Mi viaje a Oia fue como adentrarme en una postal. Desde que puse un pie en Santorini, supe que me esperaba algo especial. Tras aterrizar, tomé un coche hacia Oia, y mientras avanzaba por las carreteras, las vistas del mar Egeo se desplegaban a lo lejos, un azul profundo que parecía infinito. Los acantilados abruptos caían hacia el mar, y las pequeñas casas blancas con sus cúpulas azules comenzaban a aparecer en el horizonte.
Al llegar a Oia, me recibió una brisa suave y el característico aroma del aire salino mezclado con el sol. Las callejuelas estrechas y empedradas me guiaban entre boutiques artesanales y cafés acogedores. Me detuve en más de una ocasión solo para contemplar el paisaje: el contraste entre las paredes blancas y el cielo azul era simplemente perfecto.

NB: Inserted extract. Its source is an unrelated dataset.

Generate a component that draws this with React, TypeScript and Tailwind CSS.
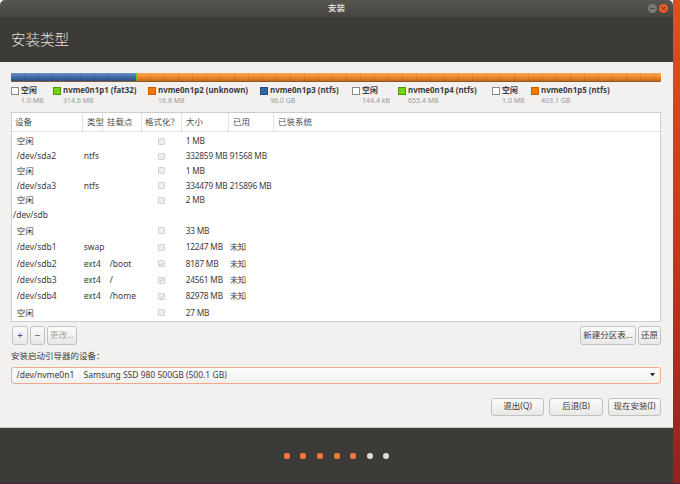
import React from 'react';

type Legend = { kind: 'free' | 'green' | 'orange' | 'blue'; name: string; size: string; w: string };

const legend: Legend[] = [
  { kind: 'free', name: '空闲', size: '1.0 MB', w: 'w-[42px]' },
  { kind: 'green', name: 'nvme0n1p1 (fat32)', size: '314.6 MB', w: 'w-[95px]' },
  { kind: 'orange', name: 'nvme0n1p2 (unknown)', size: '16.8 MB', w: 'w-[112px]' },
  { kind: 'blue', name: 'nvme0n1p3 (ntfs)', size: '96.0 GB', w: 'w-[92px]' },
  { kind: 'free', name: '空闲', size: '144.4 kB', w: 'w-[46px]' },
  { kind: 'green', name: 'nvme0n1p4 (ntfs)', size: '655.4 MB', w: 'w-[94px]' },
  { kind: 'free', name: '空闲', size: '1.0 MB', w: 'w-[39px]' },
  { kind: 'orange', name: 'nvme0n1p5 (ntfs)', size: '403.1 GB', w: 'w-[100px]' },
];

const markerClass: Record<Legend['kind'], string> = {
  free: 'bg-white border border-[#8a8a8a]',
  green: 'bg-[#73d216] border border-[#4e9a06]',
  orange: 'bg-[#f57900] border border-[#ce5c00]',
  blue: 'bg-[#3465a4] border border-[#204a87]',
};

type Row = { dev: string; type?: string; mount?: string; fmt?: boolean; size?: string; used?: string; disk?: boolean };

const rows: Row[] = [
  { dev: '空闲', size: '1 MB' },
  { dev: '/dev/sda2', type: 'ntfs', size: '332859 MB', used: '91568 MB' },
  { dev: '空闲', size: '1 MB' },
  { dev: '/dev/sda3', type: 'ntfs', size: '334479 MB', used: '215896 MB' },
  { dev: '空闲', size: '2 MB' },
  { dev: '/dev/sdb', disk: true },
  { dev: '空闲', size: '33 MB' },
  { dev: '/dev/sdb1', type: 'swap', size: '12247 MB', used: '未知' },
  { dev: '/dev/sdb2', type: 'ext4', mount: '/boot', fmt: true, size: '8187 MB', used: '未知' },
  { dev: '/dev/sdb3', type: 'ext4', mount: '/', fmt: true, size: '24561 MB', used: '未知' },
  { dev: '/dev/sdb4', type: 'ext4', mount: '/home', fmt: true, size: '82978 MB', used: '未知' },
  { dev: '空闲', size: '27 MB' },
];

const headers = [
  { label: '设备', cls: 'w-[71px] pl-[3px] border-r' },
  { label: '类型', cls: 'w-[20px] pl-[4px] border-r' },
  { label: '挂载点', cls: 'w-[39px] pl-[4px] border-r' },
  { label: '格式化？', cls: 'w-[40px] pl-[3px] border-r' },
  { label: '大小', cls: 'w-[47px] pl-[4px] border-r' },
  { label: '已用', cls: 'w-[45px] pl-[4px] border-r' },
  { label: '已装系统', cls: 'flex-1 pl-[4px]' },
];

const btn =
  'h-full flex items-center justify-center rounded-[3px] border border-[#c3c1bd] bg-gradient-to-b from-[#fbfbfa] to-[#e9e8e6] text-[8.5px] text-[#3c3c3c]';

const Check: React.FC<{ on?: boolean }> = ({ on }) => (
  <div className="w-[7px] h-[7px] rounded-[1px] border border-[#d2d2d2] bg-[#efefef] flex items-center justify-center">
    {on && (
      <svg viewBox="0 0 8 8" className="w-[6px] h-[6px]">
        <path d="M1.2 4.2 L3 6 L6.8 1.8" fill="none" stroke="#a8a8a8" strokeWidth="1" />
      </svg>
    )}
  </div>
);

export default function App() {
  return (
    <div className="w-[680px] h-[484px] flex flex-col overflow-hidden font-['Noto_Sans','Noto_Sans_CJK_SC',sans-serif] text-[#3c3c3c]">
      <div className="flex flex-1 min-h-0">
        <div className="w-[673px] flex flex-col">
          {/* title bar */}
          <div className="relative h-[17px] rounded-t-[5px] bg-gradient-to-b from-[#57554f] to-[#47453f] flex items-center justify-center">
            <span className="text-[8.5px] text-[#dcd8cf] font-semibold leading-none">安装</span>
            <div className="absolute right-[5px] top-[4px] flex gap-[2px]">
              <div className="w-[9px] h-[9px] rounded-full bg-[#7b7975] flex items-center justify-center">
                <div className="w-[5px] h-[1px] bg-[#4a4845]" />
              </div>
              <div className="w-[9px] h-[9px] rounded-full bg-[#ec5b24] flex items-center justify-center">
                <svg viewBox="0 0 8 8" className="w-[5px] h-[5px]">
                  <path d="M1.5 1.5 L6.5 6.5 M6.5 1.5 L1.5 6.5" stroke="#3a2a22" strokeWidth="1.3" />
                </svg>
              </div>
            </div>
          </div>

          {/* header */}
          <div className="h-[45px] bg-[#3c3b37] flex items-center pl-[11px]">
            <h1 className="text-[14.5px] text-[#e4e2dd] font-light leading-none">安装类型</h1>
          </div>

          {/* content */}
          <div className="h-[365px] bg-[#f2f1f0] pl-[11px] pr-[12px] pt-[11px] flex flex-col">
            {/* partition bar */}
            <div className="relative h-[9px] flex rounded-[1px] overflow-hidden border-b border-[#8a5a2a]">
              <div className="w-[125px] bg-gradient-to-b from-[#6c93c6] via-[#3f6ba7] to-[#2c4f84]" />
              <div className="w-[1px] bg-[#73d216]" />
              <div className="flex-1 bg-gradient-to-b from-[#f8a851] via-[#f08b2c] to-[#c8681b]" />
              <div className="absolute inset-0 bg-[repeating-linear-gradient(90deg,transparent_0_13px,rgba(0,0,0,0.09)_13px_14px)]" />
            </div>

            {/* legend */}
            <div className="flex mt-[3px]">
              {legend.map((l, i) => (
                <div key={i} className={`${l.w} shrink-0 flex`}>
                  <div className={`w-[8px] h-[8px] mt-[2px] shrink-0 ${markerClass[l.kind]}`} />
                  <div className="ml-[2px] flex flex-col">
                    <span className="h-[11px] leading-[11px] text-[7.9px] font-bold text-[#3c3c3c] whitespace-nowrap">{l.name}</span>
                    <span className="h-[9px] leading-[9px] text-[7px] text-[#9a9a9a] whitespace-nowrap">{l.size}</span>
                  </div>
                </div>
              ))}
            </div>

            {/* table */}
            <div className="mt-[7px] h-[210px] border border-[#cfcdca] bg-white flex flex-col overflow-hidden">
              <div className="h-[19px] flex border-b border-[#e2e0dd] shrink-0">
                {headers.map((h, i) => (
                  <div key={i} className={`${h.cls} border-[#e4e2df] h-full flex items-center text-[8.5px] text-[#4e4e4e] whitespace-nowrap`}>
                    {h.label}
                  </div>
                ))}
              </div>
              <div className="pt-[2px] flex flex-col">
                {rows.map((r, i) => (
                  <div key={i} className={`${i < 6 ? 'h-[14.8px]' : 'h-[16.4px]'} shrink-0 text-[8.5px] leading-none`}>
                    {r.disk ? (
                      <div className="h-full flex items-center pl-[1px]">{r.dev}</div>
                    ) : (
                      <div className="h-full pl-[4.7px] grid grid-cols-[67px_26px_48px_28px_44px_1fr] items-center whitespace-nowrap">
                        <span>{r.dev}</span>
                        <span>{r.type ?? ''}</span>
                        <span>{r.mount ?? ''}</span>
                        <span>
                          <Check on={r.fmt} />
                        </span>
                        <span className="text-[8.3px] tracking-[-0.2px]">{r.size ?? ''}</span>
                        <span className="text-[8.3px] tracking-[-0.2px]">{r.used ?? ''}</span>
                      </div>
                    )}
                  </div>
                ))}
              </div>
            </div>

            {/* table buttons */}
            <div className="mt-[4px] h-[19px] flex items-center">
              <div className="flex h-full gap-[2px] ml-[1px]">
                <div className={`${btn} w-[16px] text-[#555] text-[10px]`}>+</div>
                <div className={`${btn} w-[15px] text-[#555] text-[10px]`}>−</div>
                <div className={`${btn} w-[30px] !text-[#a9a7a3]`}>更改...</div>
              </div>
              <div className="ml-auto flex h-full gap-[2px]">
                <div className={`${btn} w-[56px]`}>新建分区表...</div>
                <div className={`${btn} w-[23px]`}>还原</div>
              </div>
            </div>

            {/* bootloader */}
            <div className="mt-[6px] h-[10px] leading-[10px] text-[8.5px] text-[#3c3c3c]">安装启动引导器的设备：</div>
            <div className="mt-[5.5px] h-[17px] rounded-[3px] border border-[#eba989] bg-gradient-to-b from-[#fdfdfc] to-[#f1f0ee] flex items-center pl-[4.5px] pr-[5px] text-[8.5px]">
              <span className="w-[67px] shrink-0">/dev/nvme0n1</span>
              <span>Samsung SSD 980 500GB (500.1 GB)</span>
              <svg viewBox="0 0 6 4" className="ml-auto w-[5px] h-[3.5px]">
                <path d="M0 0 L6 0 L3 4 Z" fill="#2e2e2e" />
              </svg>
            </div>

            {/* nav buttons */}
            <div className="mt-[14px] h-[18.5px] flex justify-end gap-[5px]">
              <div className={`${btn} w-[53px]`}>退出(Q)</div>
              <div className={`${btn} w-[54px]`}>后退(B)</div>
              <div className={`${btn} w-[53px]`}>现在安装(I)</div>
            </div>
          </div>

          <div className="h-[1px] bg-[#cac8c4]" />

          {/* progress dots */}
          <div className="flex-1 bg-[#3c3b37] flex items-center justify-center gap-[10.6px]">
            <div className="w-[6px] h-[6px] rounded-[2px] bg-[#ef7442]" />
            <div className="w-[6px] h-[6px] rounded-[2px] bg-[#ef7442]" />
            <div className="w-[6px] h-[6px] rounded-[2px] bg-[#ef7442]" />
            <div className="w-[6px] h-[6px] rounded-[2px] bg-[#ef7442]" />
            <div className="w-[6px] h-[6px] rounded-[2px] bg-[#ef7442]" />
            <div className="w-[6px] h-[6px] rounded-full bg-[#dedede]" />
            <div className="w-[6px] h-[6px] rounded-full bg-[#dedede]" />
          </div>
        </div>
        <div className="flex-1 bg-gradient-to-b from-[#d6561e] via-[#bf3b1c] to-[#902222]" />
      </div>
      <div className="h-[1px] bg-[#4a2440]" />
    </div>
  );
}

Uno de los momentos más especiales fue caminar hasta el puerto de Ammoudi. Descendí por las empinadas escaleras, sintiendo cómo el pueblo quedaba atrás y el sonido del agua se volvía más fuerte. El puerto, pequeño y pintoresco, con sus tabernas junto al mar. La sencillez de todo el entorno me hizo sentir en paz, como si estuviera en un rincón del mundo donde el tiempo se mueve más despacio.
Las tardes en Oia tienen un encanto propio, pero lo más increíble fue presenciar el famoso atardecer. Me situé en uno de los puntos más altos del pueblo y esperé junto a muchos otros viajeros, todos expectantes. Lentamente, el sol comenzó a descender, pintando el cielo de tonos naranjas, rosados y violetas que se reflejaban en el mar. En ese momento, todo el bullicio del día desapareció, y solo quedó la quietud y la belleza natural del lugar.
Durante las noches, Oia se transformaba. Las luces cálidas de las casas iluminaban suavemente el pueblo, creando un ambiente íntimo y relajado. Me perdí en sus calles, disfrutando del eco de mis pasos sobre el empedrado y la tranquilidad que lo envolvía todo. Cené en una pequeña taberna, degustando una mousaká que fue el broche perfecto para un día lleno de sensaciones inolvidables.
Mi tiempo en Oia fue breve, pero cada instante estuvo lleno de magia. Es un lugar que parece haber sido creado para la contemplación, donde la belleza natural y la arquitectura se mezclan de manera armoniosa. Sin duda, es uno de esos rincones del mundo que dejan una marca profunda.